** Data for processing **

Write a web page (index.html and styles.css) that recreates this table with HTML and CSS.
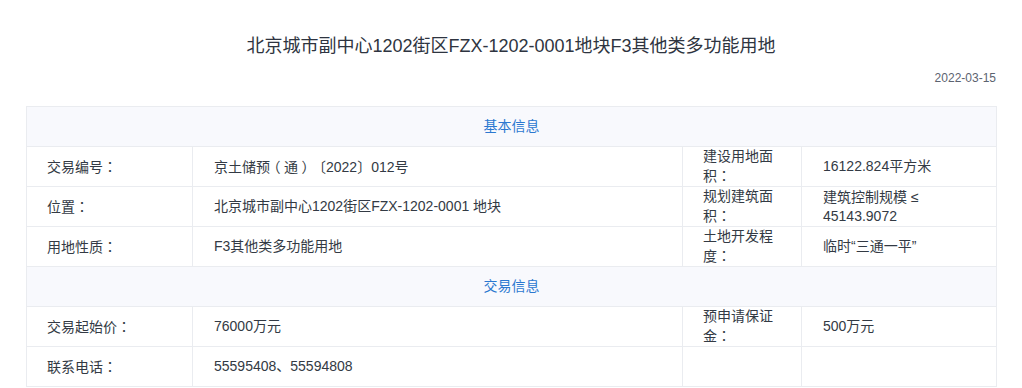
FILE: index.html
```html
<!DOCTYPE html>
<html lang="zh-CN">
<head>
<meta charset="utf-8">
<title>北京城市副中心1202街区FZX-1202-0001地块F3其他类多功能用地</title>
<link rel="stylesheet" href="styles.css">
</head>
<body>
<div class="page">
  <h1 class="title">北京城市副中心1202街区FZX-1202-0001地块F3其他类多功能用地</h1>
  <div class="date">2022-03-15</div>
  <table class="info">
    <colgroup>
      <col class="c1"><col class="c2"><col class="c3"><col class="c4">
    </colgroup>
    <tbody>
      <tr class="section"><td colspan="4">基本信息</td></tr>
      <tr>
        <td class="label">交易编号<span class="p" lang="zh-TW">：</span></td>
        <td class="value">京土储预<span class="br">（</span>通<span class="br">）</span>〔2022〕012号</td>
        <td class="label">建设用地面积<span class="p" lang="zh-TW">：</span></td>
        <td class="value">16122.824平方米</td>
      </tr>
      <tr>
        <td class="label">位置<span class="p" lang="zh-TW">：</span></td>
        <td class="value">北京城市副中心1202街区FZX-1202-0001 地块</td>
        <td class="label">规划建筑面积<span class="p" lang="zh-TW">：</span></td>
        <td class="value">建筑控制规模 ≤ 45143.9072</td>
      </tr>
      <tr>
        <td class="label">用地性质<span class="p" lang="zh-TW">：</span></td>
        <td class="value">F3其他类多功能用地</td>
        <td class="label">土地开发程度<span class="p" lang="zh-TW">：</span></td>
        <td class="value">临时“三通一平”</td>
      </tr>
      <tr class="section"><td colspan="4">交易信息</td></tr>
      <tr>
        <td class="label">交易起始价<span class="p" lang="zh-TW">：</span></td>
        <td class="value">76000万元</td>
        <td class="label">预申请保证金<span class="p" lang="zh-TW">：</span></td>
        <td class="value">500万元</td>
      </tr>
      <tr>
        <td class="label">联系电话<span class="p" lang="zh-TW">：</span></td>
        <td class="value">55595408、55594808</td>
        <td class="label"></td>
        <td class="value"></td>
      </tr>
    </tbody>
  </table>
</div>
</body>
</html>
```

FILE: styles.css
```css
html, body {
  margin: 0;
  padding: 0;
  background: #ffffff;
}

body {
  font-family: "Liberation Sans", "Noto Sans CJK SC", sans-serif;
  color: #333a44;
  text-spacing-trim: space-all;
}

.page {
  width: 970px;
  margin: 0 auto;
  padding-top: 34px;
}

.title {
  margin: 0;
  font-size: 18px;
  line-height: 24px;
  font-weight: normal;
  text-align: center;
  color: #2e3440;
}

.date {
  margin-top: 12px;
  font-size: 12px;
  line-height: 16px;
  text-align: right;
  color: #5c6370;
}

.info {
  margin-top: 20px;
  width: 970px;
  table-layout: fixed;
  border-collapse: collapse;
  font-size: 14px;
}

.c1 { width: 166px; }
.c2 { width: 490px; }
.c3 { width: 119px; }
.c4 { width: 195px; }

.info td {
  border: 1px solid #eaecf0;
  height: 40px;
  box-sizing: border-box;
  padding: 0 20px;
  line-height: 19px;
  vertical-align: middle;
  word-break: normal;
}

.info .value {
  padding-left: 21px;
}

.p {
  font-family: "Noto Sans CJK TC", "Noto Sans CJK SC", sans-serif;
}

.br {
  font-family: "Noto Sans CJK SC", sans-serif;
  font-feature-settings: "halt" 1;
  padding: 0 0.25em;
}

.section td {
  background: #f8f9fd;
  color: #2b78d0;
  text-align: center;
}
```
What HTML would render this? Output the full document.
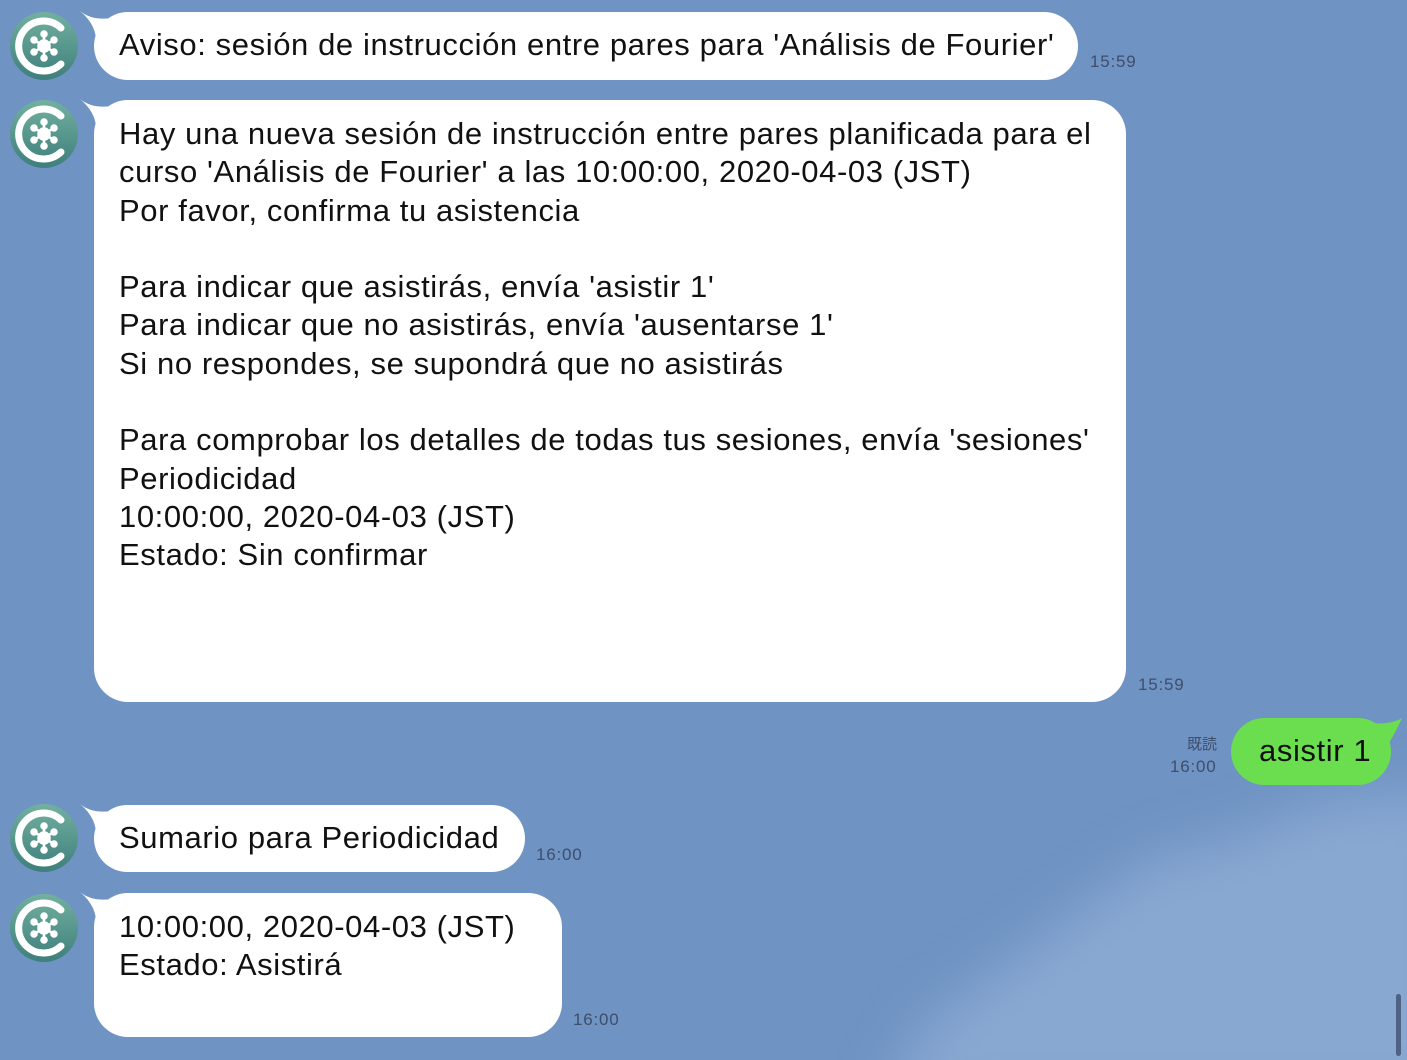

** Your objective **
Without the pictures, print the whole listing exactly as given.

** Worked answer **
Write a web page (index.html and styles.css) that recreates this table with HTML and CSS.
FILE: index.html
```html
<!DOCTYPE html>
<html lang="zh-CN">
<head>
<meta charset="utf-8">
<title>北京城市副中心1202街区FZX-1202-0001地块F3其他类多功能用地</title>
<link rel="stylesheet" href="styles.css">
</head>
<body>
<div class="page">
  <h1 class="title">北京城市副中心1202街区FZX-1202-0001地块F3其他类多功能用地</h1>
  <div class="date">2022-03-15</div>
  <table class="info">
    <colgroup>
      <col class="c1"><col class="c2"><col class="c3"><col class="c4">
    </colgroup>
    <tbody>
      <tr class="section"><td colspan="4">基本信息</td></tr>
      <tr>
        <td class="label">交易编号<span class="p" lang="zh-TW">：</span></td>
        <td class="value">京土储预<span class="br">（</span>通<span class="br">）</span>〔2022〕012号</td>
        <td class="label">建设用地面积<span class="p" lang="zh-TW">：</span></td>
        <td class="value">16122.824平方米</td>
      </tr>
      <tr>
        <td class="label">位置<span class="p" lang="zh-TW">：</span></td>
        <td class="value">北京城市副中心1202街区FZX-1202-0001 地块</td>
        <td class="label">规划建筑面积<span class="p" lang="zh-TW">：</span></td>
        <td class="value">建筑控制规模 ≤ 45143.9072</td>
      </tr>
      <tr>
        <td class="label">用地性质<span class="p" lang="zh-TW">：</span></td>
        <td class="value">F3其他类多功能用地</td>
        <td class="label">土地开发程度<span class="p" lang="zh-TW">：</span></td>
        <td class="value">临时“三通一平”</td>
      </tr>
      <tr class="section"><td colspan="4">交易信息</td></tr>
      <tr>
        <td class="label">交易起始价<span class="p" lang="zh-TW">：</span></td>
        <td class="value">76000万元</td>
        <td class="label">预申请保证金<span class="p" lang="zh-TW">：</span></td>
        <td class="value">500万元</td>
      </tr>
      <tr>
        <td class="label">联系电话<span class="p" lang="zh-TW">：</span></td>
        <td class="value">55595408、55594808</td>
        <td class="label"></td>
        <td class="value"></td>
      </tr>
    </tbody>
  </table>
</div>
</body>
</html>
```

FILE: styles.css
```css
html, body {
  margin: 0;
  padding: 0;
  background: #ffffff;
}

body {
  font-family: "Liberation Sans", "Noto Sans CJK SC", sans-serif;
  color: #333a44;
  text-spacing-trim: space-all;
}

.page {
  width: 970px;
  margin: 0 auto;
  padding-top: 34px;
}

.title {
  margin: 0;
  font-size: 18px;
  line-height: 24px;
  font-weight: normal;
  text-align: center;
  color: #2e3440;
}

.date {
  margin-top: 12px;
  font-size: 12px;
  line-height: 16px;
  text-align: right;
  color: #5c6370;
}

.info {
  margin-top: 20px;
  width: 970px;
  table-layout: fixed;
  border-collapse: collapse;
  font-size: 14px;
}

.c1 { width: 166px; }
.c2 { width: 490px; }
.c3 { width: 119px; }
.c4 { width: 195px; }

.info td {
  border: 1px solid #eaecf0;
  height: 40px;
  box-sizing: border-box;
  padding: 0 20px;
  line-height: 19px;
  vertical-align: middle;
  word-break: normal;
}

.info .value {
  padding-left: 21px;
}

.p {
  font-family: "Noto Sans CJK TC", "Noto Sans CJK SC", sans-serif;
}

.br {
  font-family: "Noto Sans CJK SC", sans-serif;
  font-feature-settings: "halt" 1;
  padding: 0 0.25em;
}

.section td {
  background: #f8f9fd;
  color: #2b78d0;
  text-align: center;
}
```
What HTML would render this? Output the full document.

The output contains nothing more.